A \(25.00 \mathrm{mL}\) sample of \(\mathrm{H}_{3} \mathrm{PO}_{4}(\text { aq) requires } 31.15 \mathrm{mL}\) of \(0.2420 \mathrm{M}\) KOH for titration to the second equivalence point. What is the molarity of the \(\mathrm{H}_{3} \mathrm{PO}_{4}(\mathrm{aq}) ?\)

Short Answer

Expert verified
The molarity of the H₃PO₄ solution is calculated by first finding the moles of KOH, applying the 1:2 stoichiometric relationship with H₃PO₄ at the second equivalence point, and then using the molarity formula with the obtained moles of H₃PO₄ and the provided volume of the H₃PO₄ solution.

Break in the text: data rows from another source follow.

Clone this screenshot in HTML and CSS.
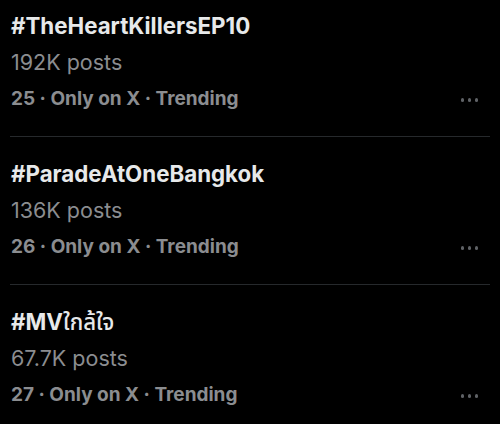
FILE: index.html
```html
<!DOCTYPE html>
<html>
<head>
<meta charset="utf-8">
<link rel="stylesheet" href="styles.css">
</head>
<body>
<ul class="trends">
  <li class="trend">
    <div class="text">
      <div class="tag">#TheHeartKillersEP10</div>
      <div class="posts">192K posts</div>
      <div class="meta">25 · Only on X · Trending</div>
    </div>
    <div class="more"><span></span><span></span><span></span></div>
  </li>
  <li class="trend">
    <div class="text">
      <div class="tag">#ParadeAtOneBangkok</div>
      <div class="posts">136K posts</div>
      <div class="meta">26 · Only on X · Trending</div>
    </div>
    <div class="more"><span></span><span></span><span></span></div>
  </li>
  <li class="trend">
    <div class="text">
      <div class="tag">#MV<span class="thai">ใกล้ใจ</span></div>
      <div class="posts">67.7K posts</div>
      <div class="meta">27 · Only on X · Trending</div>
    </div>
    <div class="more"><span></span><span></span><span></span></div>
  </li>
</ul>
</body>
</html>
```
FILE: styles.css
```css
html, body {
  margin: 0;
  padding: 0;
  background: #000;
}
body {
  width: 500px;
  height: 424px;
  overflow: hidden;
  font-family: Inter, "Noto Sans", "Noto Sans Thai", sans-serif;
}
.trends {
  list-style: none;
  margin: 0;
  padding: 0 10px 0 10px;
}
.trend {
  display: flex;
  justify-content: space-between;
  align-items: flex-start;
  padding: 19px 0 18px 1px;
  border-bottom: 1px solid #26292c;
}
.trend:first-child {
  padding-top: 8px;
}
.tag {
  color: #e7e9ea;
  font-size: 22.3px;
  font-weight: 700;
  line-height: 36px;
}
.thai {
  font-weight: 500;
}
.posts {
  color: #8b8d90;
  font-size: 21.5px;
  font-weight: 400;
  line-height: 36px;
}
.meta {
  color: #8b8d90;
  font-size: 19px;
  font-weight: 700;
  line-height: 38px;
}
.more {
  display: flex;
  gap: 3.5px;
  margin-top: 90px;
  margin-right: 12px;
}
.more span {
  width: 3.5px;
  height: 3.5px;
  border-radius: 50%;
  background: #5f6266;
}
```
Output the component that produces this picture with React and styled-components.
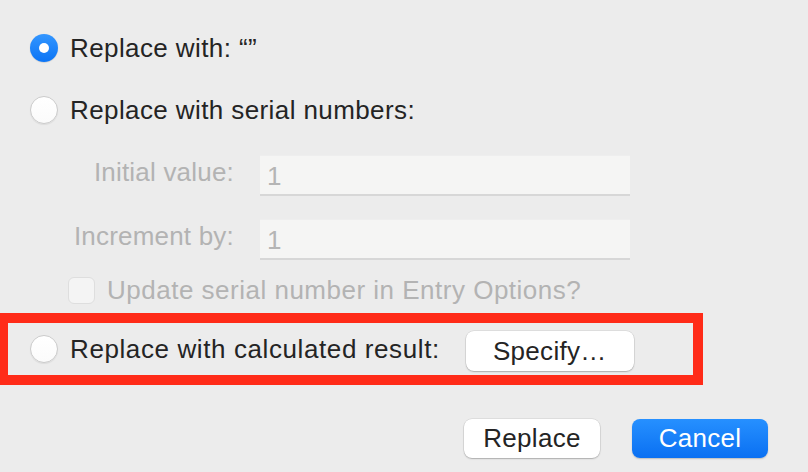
import React from 'react';
import styled, { createGlobalStyle, css } from 'styled-components';

const Global = createGlobalStyle`
  html, body { margin: 0; padding: 0; background: #ececec; }
  body {
    width: 808px; height: 472px; overflow: hidden;
    font-family: "Liberation Sans", Arial, sans-serif;
  }
`;

const Dialog = styled.div`
  width: 808px;
  height: 472px;
  box-sizing: border-box;
  padding-top: 34px;
  display: flex;
  flex-direction: column;
  font-size: 26px;
  letter-spacing: 0.4px;
  color: #242424;
`;

const OptionRow = styled.div`
  display: flex;
  align-items: center;
  gap: 12px;
  height: 28px;
  padding-left: 30px;
  margin-top: ${(p) => p.$mt || 0}px;
`;

const Radio = styled.span`
  width: 28px;
  height: 28px;
  flex: none;
  border-radius: 50%;
  box-sizing: border-box;
  display: flex;
  align-items: center;
  justify-content: center;
  ${(p) =>
    p.$checked
      ? css`
          background: linear-gradient(#3396ff, #0b74f5);
          box-shadow: 0 0.5px 1px rgba(0, 0, 0, 0.2);
          &::after {
            content: '';
            width: 10px;
            height: 10px;
            border-radius: 50%;
            background: #fff;
          }
        `
      : css`
          background: linear-gradient(#ffffff, #fbfbfb);
          border: 1px solid #cbcbcb;
          box-shadow: 0 1px 1px rgba(0, 0, 0, 0.07);
        `}
`;

const OptionText = styled.span`
  letter-spacing: ${(p) => p.$ls ?? 0.4}px;
`;

const SerialFields = styled.div`
  display: grid;
  grid-template-columns: 204px 370px;
  column-gap: 26px;
  row-gap: 23px;
  padding-left: 30px;
  margin-top: 31px;
`;

const FieldLabel = styled.span`
  align-self: start;
  text-align: right;
  line-height: 34px;
  letter-spacing: 0.2px;
  color: #b3b3b3;
`;

const TextInput = styled.div`
  height: 41px;
  box-sizing: border-box;
  background: #f5f5f4;
  border-bottom: 2px solid #d7d7d7;
  box-shadow: inset 0 1px 0 #eeeeee;
  padding: 6px 0 0 7px;
  color: #b5b5b5;
`;

const CheckRow = styled.div`
  display: flex;
  align-items: center;
  gap: 12px;
  height: 27px;
  padding-left: 68px;
  margin-top: 17px;
  color: #b3b3b3;
  letter-spacing: 0.5px;
`;

const Checkbox = styled.span`
  width: 27px;
  height: 27px;
  flex: none;
  box-sizing: border-box;
  border-radius: 6px;
  background: #f4f4f4;
  border: 1px solid #dedede;
`;

const Highlight = styled.div`
  width: 703px;
  height: 72px;
  box-sizing: border-box;
  margin-top: 9px;
  border: 10px solid #ff2b18;
  border-left-width: 8px;
  display: flex;
  align-items: center;
  padding-left: 22px;
  gap: 12px;
`;

const PushButton = styled.button`
  width: ${(p) => p.$w}px;
  height: ${(p) => p.$h}px;
  flex: none;
  border: none;
  border-radius: 8px;
  font: inherit;
  letter-spacing: 0.3px;
  padding: 0;
  margin-top: ${(p) => p.$mt || 0}px;
  margin-left: ${(p) => p.$ml || 0}px;
  ${(p) =>
    p.$primary
      ? css`
          background: linear-gradient(#2690ff, #0a70f2);
          color: #fff;
          box-shadow: 0 1px 1.5px rgba(0, 0, 0, 0.2);
        `
      : css`
          background: #fff;
          color: #242424;
          box-shadow: 0 0 0 0.5px rgba(0, 0, 0, 0.12), 0 1px 1.5px rgba(0, 0, 0, 0.22);
        `}
`;

const Footer = styled.div`
  display: flex;
  justify-content: flex-end;
  gap: 32px;
  padding-right: 40px;
  margin-top: 34px;
`;

export default function App() {
  return (
    <>
      <Global />
      <Dialog>
        <OptionRow>
          <Radio $checked />
          <OptionText>Replace with: “”</OptionText>
        </OptionRow>
        <OptionRow $mt={34}>
          <Radio />
          <OptionText>Replace with serial numbers:</OptionText>
        </OptionRow>
        <SerialFields>
          <FieldLabel>Initial value:</FieldLabel>
          <TextInput>1</TextInput>
          <FieldLabel>Increment by:</FieldLabel>
          <TextInput>1</TextInput>
        </SerialFields>
        <CheckRow>
          <Checkbox />
          <span>Update serial number in Entry Options?</span>
        </CheckRow>
        <Highlight>
          <Radio />
          <OptionText $ls={0.6}>Replace with calculated result:</OptionText>
          <PushButton $w={168} $h={40} $mt={4} $ml={14}>Specify…</PushButton>
        </Highlight>
        <Footer>
          <PushButton $w={136} $h={39}>Replace</PushButton>
          <PushButton $w={136} $h={39} $primary>Cancel</PushButton>
        </Footer>
      </Dialog>
    </>
  );
}
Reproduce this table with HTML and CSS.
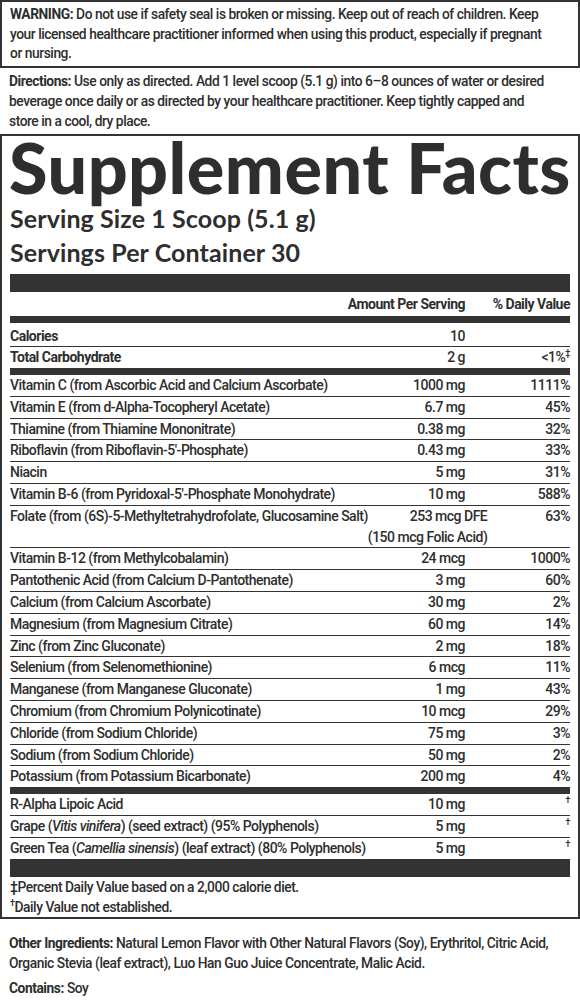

By doing these calculations, the molarity of the H₃PO₄ can be obtained.

Step by step solution

01

Calculate moles of KOH

Use the molarity formula M=n/V to find the moles of KOH. Here, M (molarity) is \(0.2420 \mathrm{M}\), and V (volume) is 31.15 mL or 0.03115 L. So, n (moles) = M × V = \(0.2420 \mathrm{M} \times 0.03115\) L.
02

Apply stoichiometric relationship

Because the stoichiometry established by the second equivalence point is 2 KOH : 1 H₃PO₄, the moles of H₃PO₄ is half the amount of KOH. So, divide the moles of KOH obtained in Step 1 by 2.
03

Calculate molarity of H₃PO₄

With the obtained moles of H₃PO₄ and the provided volume of the H₃PO₄ solution (25.00 mL or 0.02500 L), use the molarity formula M=n/V once again to calculate the molarity of the H₃PO₄ solution.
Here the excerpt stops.